• REQUIREMENT:
Pictures do not belong in the output. Reproduce exactly the lines from the start of the records through the line with "const RED = '#e51937';".

• RAW RECORDS:
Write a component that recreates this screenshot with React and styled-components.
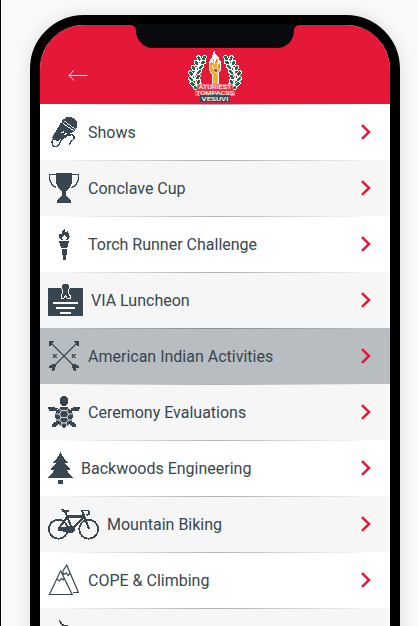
import styled, { createGlobalStyle, css } from 'styled-components';

const INK = '#374650';
const RED = '#e51937';

const MicIcon = () => (
  <Icon width="32" height="32" viewBox="0 0 32 32">
    <path d="M14 5 Q17 .8 21.5 1 Q28.6 1.4 29.2 8 Q29.2 12 26.6 14.6 L13.6 6 Z" />
    <path d="M13 6.4 L26 15.4 L20.8 18.4 L12 23.8 L10.6 25.4 L7 24.2 L4.2 21.4 Z" />
    <path d="M15.6 4.6 L26.8 12.8" stroke="#fff" strokeWidth="0.8" />
    <path d="M13.4 17 l3 -1.6 M16.4 18.8 l2.2 -1.2" stroke="#fff" strokeWidth="1.3" />
    <path
      d="M5.6 21.5 L4 26 Q4 31 8.4 30.4 Q11.6 29.6 12.2 25.8 Q13 23.6 19.6 19.6 Q25.6 17.4 26.4 21 Q26 24 22.6 26 L20.8 29.4"
      fill="none"
      stroke={INK}
      strokeWidth="1.3"
    />
  </Icon>
);

const CupIcon = () => (
  <Icon width="32" height="32" viewBox="0 0 32 32">
    <path d="M8 1 H24 V10 Q23 16 18 19 V23 L20 26 L23 28.5 V31 H9 V28.5 L12 26 L14 23 V19 Q9 16 8 10 Z" />
    <path
      d="M8 2.5 H1.5 V6 Q2 13 8.5 15.5 M24 2.5 H30.5 V6 Q30 13 23.5 15.5"
      fill="none"
      stroke={INK}
      strokeWidth="1.3"
    />
  </Icon>
);

const TorchIcon = () => (
  <Icon width="32" height="32" viewBox="0 0 32 32">
    <path d="M17.2 0 Q15.6 3 18 4.5 Q20 4 19 2.5 Q22 6 21.6 9 Q20.8 12 17.6 12.6 Q20.4 10 17 7 Q12.4 9.5 15.4 12.6 Q10.4 11.6 10.8 7.5 L12.2 5.4 L13.4 7 Q13.4 3 17.2 0 Z" />
    <path d="M11 13.4 H21 V15.4 H20.4 V17 L19 19.8 H13.2 L11.8 17 V15.4 H11 Z" />
    <path d="M13.6 20.5 H18.6 V26.5 H17.6 V32 H15 V26.5 H13.6 Z" />
  </Icon>
);

const CardIcon = () => (
  <Icon width="35" height="32" viewBox="0 0 35 32">
    <path d="M0 4 H35 V32 H0 Z" />
    <path
      d="M17.5 0 Q21.5 .3 21.5 4 L20.4 6.5 L20.6 9 L22 11.5 V14.5 H19.7 L17.5 12 L15.3 14.5 H13 V11.5 L14.4 9 L14.6 6.5 L13.5 4 Q13.5 .3 17.5 0 Z"
      stroke="#f6f6f6"
      strokeWidth="1"
    />
    <path d="M13.5 4 Q13.4 .3 17.5 0 Q21.6 .3 21.5 4 Z" />
    <path d="M5 19 H30 M8 24 H27 M12 29 H23" stroke="#fff" strokeWidth="1.8" />
  </Icon>
);

const ArrowsIcon = () => (
  <Icon width="32" height="32" viewBox="0 0 32 32">
    <path d="M1 1 H6.5 L4.8 3 L3 5.8 H1 Z M31 1 H25.5 L27.2 3 L29 5.8 H31 Z" />
    <path d="M1.5 26 L6.2 23.4 L8.4 25.4 L6.6 29.6 L4.4 31.5 V28 H1 Z M30.5 26 L25.8 23.4 L23.6 25.4 L25.4 29.6 L27.6 31.5 V28 H31 Z" />
    <path d="M3 3 L26.5 26.5 M29 3 L5.5 26.5" stroke={INK} strokeWidth="1.1" shapeRendering="auto" />
    <path
      d="M5.2 14.2 l3.6 3.6 m0 -3.6 l-3.6 3.6 M24 14.2 l3.6 3.6 m0 -3.6 l-3.6 3.6"
      stroke={INK}
      strokeWidth="1.5"
      shapeRendering="auto"
    />
  </Icon>
);

const TurtleIcon = () => (
  <Icon width="32" height="32" viewBox="0 0 32 32">
    <path d="M16 0 Q20.2 .5 20.2 4.5 Q20.2 9.5 16 10.2 Q11.8 9.5 11.8 4.5 Q11.8 .5 16 0 Z" />
    <path d="M0 11 L5 10.5 L9.5 12.5 L8.5 15.6 L4.5 14.8 L1 15 Z M32 11 L27 10.5 L22.5 12.5 L23.5 15.6 L27.5 14.8 L31 15 Z" />
    <path d="M3.6 31.4 L4.6 27.5 L8.5 25.2 L10.6 27.2 L8 30.4 Z M28.4 31.4 L27.4 27.5 L23.5 25.2 L21.4 27.2 L24 30.4 Z" />
    <path d="M13 11 H19 Q25.5 14.5 24.8 21 Q24 28 16 32 Q8 28 7.2 21 Q6.5 14.5 13 11 Z" />
    <path
      d="M10 11.5 L13.5 14.5 H18.5 L22 11.5 M13.5 14.5 L11.5 18 L13 21.5 H19 L20.5 18 L18.5 14.5 M11.5 18 H7 M20.5 18 H25 M13 21.5 L11.5 24 L14 27 H18 L20.5 24 L19 21.5 M11.5 24 L7.5 24 M20.5 24 H25 M14 27 L12.5 30.5 M18 27 L19.5 30.5"
      fill="none"
      stroke="#f6f6f6"
      strokeWidth="0.9"
      shapeRendering="auto"
    />
  </Icon>
);

const TreeIcon = () => (
  <Icon width="25" height="32" viewBox="0 0 25 32">
    <path d="M12.5 0 L14.4 4 L17.4 8 L20.6 10.4 L17 11.4 L19 14 L22.8 17.4 L19 18.4 L21.4 22 L25 25.6 H0 L3.6 22 L6 18.4 L2.2 17.4 L6 14 L8 11.4 L4.4 10.4 L7.6 8 L10.6 4 Z" />
    <path d="M10 28 H15 V32 H10 Z" />
  </Icon>
);

const BikeIcon = () => (
  <Icon width="51" height="32" viewBox="0 0 51 32">
    <g fill="none" stroke={INK} strokeWidth="1.8">
      <circle cx="10.3" cy="21.2" r="9.5" />
      <circle cx="40.7" cy="21.2" r="9.5" />
      <path d="M17 3 L24.5 22 M18.5 8.5 H35.5 M10.3 21 L18.8 9.5 M24 21.5 L36 8.8 M34 2.8 L41 21" strokeWidth="2.1" />
      <path d="M33 2.5 H39.5 Q42.3 3.2 41 6 L38.5 7" />
    </g>
    <path d="M13 1.2 L20.5 2 V3.6 H14.5 Z" />
    <path d="M9.6 20 L22 18 Q26 18 26.8 21 Q26.8 25 23 25 L9.6 22.6 Z" />
  </Icon>
);

const MountainIcon = () => (
  <Icon width="32" height="32" viewBox="0 0 32 32">
    <path
      d="M1.4 30.5 L12.6 6.8 L24.2 30.5 Z M14.8 6.8 L18.8 1.2 L30.4 28.5 H25 M8.8 15 L11.5 17 L13.2 14.5 L15.5 15.8 L16.2 13.5 M14.8 7 L15.5 10.5 L18.2 9 L20 11.5 L22.2 9"
      fill="none"
      stroke={INK}
      strokeWidth="1.2"
      shapeRendering="auto"
    />
  </Icon>
);

const HookIcon = () => (
  <Icon width="32" height="32" viewBox="0 0 32 32">
    <path d="M11.4 0.5 L14 4.4 Q16 6 20 5.6" fill="none" stroke={INK} strokeWidth="1.5" />
  </Icon>
);

const items = [
  { label: 'Shows', icon: MicIcon },
  { label: 'Conclave Cup', icon: CupIcon },
  { label: 'Torch Runner Challenge', icon: TorchIcon },
  { label: 'VIA Luncheon', icon: CardIcon },
  { label: 'American Indian Activities', icon: ArrowsIcon, active: true },
  { label: 'Ceremony Evaluations', icon: TurtleIcon },
  { label: 'Backwoods Engineering', icon: TreeIcon },
  { label: 'Mountain Biking', icon: BikeIcon },
  { label: 'COPE & Climbing', icon: MountainIcon },
  { label: '', icon: HookIcon },
];

// x, y, angle of the leaves on the left branch
const leaves = [
  [16, 8, 30], [11, 8.5, -20], [15, 12.5, 60], [8.5, 13, -30], [13, 17, 50],
  [5.5, 18, -30], [11, 22, 40], [3, 23.5, -30], [10, 27, 30], [3, 29, -40],
  [10.5, 32, 20], [4.5, 34, -50], [12.5, 36, 0], [8, 38, -60],
];

const Branch = () => (
  <g>
    <path d="M17 8 Q0 22 11 41" fill="none" stroke="#fff" strokeWidth="1.4" />
    {leaves.map(([x, y, r]) => (
      <ellipse
        key={`${x}-${y}`}
        cx={x}
        cy={y}
        rx="1.9"
        ry="3"
        transform={`rotate(${r} ${x} ${y})`}
        fill="#087443"
        stroke="#fff"
        strokeWidth="1"
      />
    ))}
  </g>
);

const Logo = () => (
  <LogoSvg width="54" height="53" viewBox="0 0 54 53">
    <Branch />
    <g transform="translate(54 0) scale(-1 1)">
      <Branch />
    </g>
    <path d="M24 23 H30 V34 H24 Z" fill="#f0b323" stroke="#fff" strokeWidth="1" />
    <path d="M26 0 L28 5 L31 7 V10 L33 12 V20 L30 25 H24 L21 20 V12 L24 7 Z" fill="#fff" />
    <path d="M25 9 L28 11 L30 8 L30 14 L32 13 V20 L29 25 H25 L22 20 V14 L24 11 L25 15 Z" fill="#f7a828" />
    <path d="M26 9 V14 M29 13 V17 M24 15 V18" stroke="#fff" strokeWidth="1" />
    <path d="M28 9 V12 M31 15 V18 M23 13 V15" stroke="#f47b20" strokeWidth="1" />
    <path d="M25 18 H29 V22 H27 L25 20 Z" fill="#e33b35" stroke="#fff" strokeWidth="0.7" />
    <path d="M10 34 H44 L47 45 H7 Z" fill="#e8323f" stroke="#f5a9ad" strokeWidth="0.6" />
    <path d="M12 45 H18 Q27 43 36 45 H42 V52 H12 Z" fill="#3d4852" />
    <path d="M18 45.4 Q27 44 36 45.4" fill="none" stroke="#087443" strokeWidth="0.9" />
    <LogoText x="27" y="38.7" textLength="33">ATURIEST</LogoText>
    <LogoText x="27" y="44.7" textLength="38">TOMPACSS</LogoText>
    <LogoText x="27" y="50.9" textLength="27">VESUVI</LogoText>
  </LogoSvg>
);

const App = () => {
  return (
    <Page>
      <GlobalStyle />
      <Phone>
        <Notch />
        <Header>
          <BackButton aria-label="Back">
            <svg width="20" height="12" viewBox="0 0 20 12" fill="none" stroke="#fff">
              <path d="M1 6.5 H19.5 M6 1 L1 6.5 L6 11.5" />
            </svg>
          </BackButton>
          <Logo />
        </Header>
        <List>
          {items.map(({ label, icon: ItemIcon, active }) => (
            <Item key={label} $active={active}>
              <ItemIcon />
              <Label>{label}</Label>
              {label && (
                <Chevron width="12" height="16" viewBox="0 0 12 16">
                  <path d="M2 1.2 L9 8 L2 14.8" />
                </Chevron>
              )}
            </Item>
          ))}
        </List>
      </Phone>
    </Page>
  );
};

const GlobalStyle = createGlobalStyle`
  * {
    box-sizing: border-box;
  }
  body {
    margin: 0;
    overflow: hidden;
    font-family: Roboto, sans-serif;
  }
`;

const Page = styled.div`
  height: 626px;
  padding: 15px 18px 0 29px;
  border-left: 1px solid #000;
  background: #fafafa;
  overflow: hidden;
`;

const Phone = styled.div`
  position: relative;
  width: 370px;
  height: 750px;
  border: 10px solid #000;
  border-radius: 54px;
  background: #fff;
  box-shadow: 0 0 18px rgba(0, 0, 0, 0.12);
`;

const Notch = styled.div`
  position: absolute;
  top: -1px;
  left: 96px;
  width: 158px;
  height: 24px;
  border-radius: 0 0 17px 17px;
  background: #080a0d;

  &::before,
  &::after {
    content: '';
    position: absolute;
    top: 1px;
    width: 5px;
    height: 5px;
  }
  &::before {
    left: -5px;
    background: radial-gradient(circle at 0 100%, transparent 4.5px, #080a0d 5px);
  }
  &::after {
    right: -5px;
    background: radial-gradient(circle at 100% 100%, transparent 4.5px, #080a0d 5px);
  }
`;

const Header = styled.header`
  display: grid;
  grid-template-columns: 1fr 54px 1fr;
  align-items: end;
  height: 79px;
  border-radius: 44px 44px 0 0;
  background: ${RED};
`;

const BackButton = styled.button`
  display: flex;
  justify-self: start;
  margin: 0 0 23px 28px;
  padding: 0;
  border: 0;
  background: none;
`;

const LogoSvg = styled.svg`
  grid-column: 2;
  display: block;
  margin-bottom: 1px;
  shape-rendering: crispEdges;
`;

const LogoText = styled.text.attrs({ textAnchor: 'middle', lengthAdjust: 'spacingAndGlyphs' })`
  fill: #fff;
  font-family: Roboto, sans-serif;
  font-size: 5px;
  font-weight: 500;
`;

const List = styled.ul`
  margin: 0;
  padding: 0;
  list-style: none;
`;

const Item = styled.li`
  display: flex;
  align-items: center;
  gap: 8px;
  height: 56px;
  padding: 0 18px 0 8px;
  background:
    linear-gradient(to right, transparent 4%, rgba(55, 70, 80, 0.4) 50%, transparent 96%)
      top / 100% 1px no-repeat,
    #fff;

  &:nth-child(even) {
    background-color: #f6f6f6;
  }

  ${({ $active }) =>
    $active &&
    css`
      background-color: #b8bdc1;
    `}
`;

const Icon = styled.svg`
  flex: none;
  fill: ${INK};
  shape-rendering: crispEdges;
`;

const Label = styled.span`
  flex: 1;
  padding-top: 2px;
  color: ${INK};
  font-size: 16px;
  line-height: 24px;
  white-space: nowrap;
`;

const Chevron = styled.svg`
  flex: none;
  fill: none;
  stroke: ${RED};
  stroke-width: 2.5;
`;

export default App;
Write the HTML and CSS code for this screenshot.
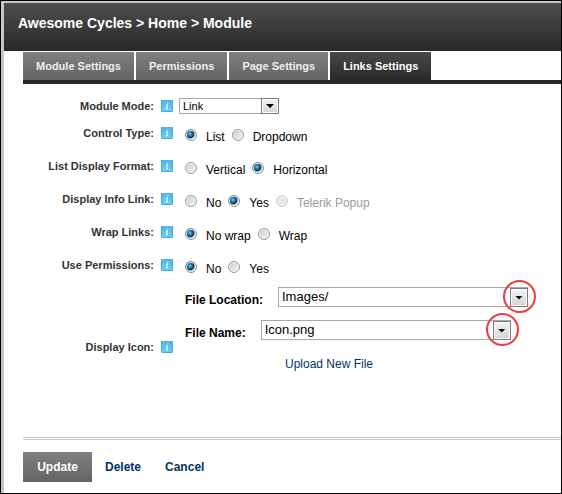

• ANSWER FOR THIS EXERCISE:
Write a component that recreates this screenshot with React and styled-components.
import styled, { createGlobalStyle, css } from 'styled-components';

const INK = '#374650';
const RED = '#e51937';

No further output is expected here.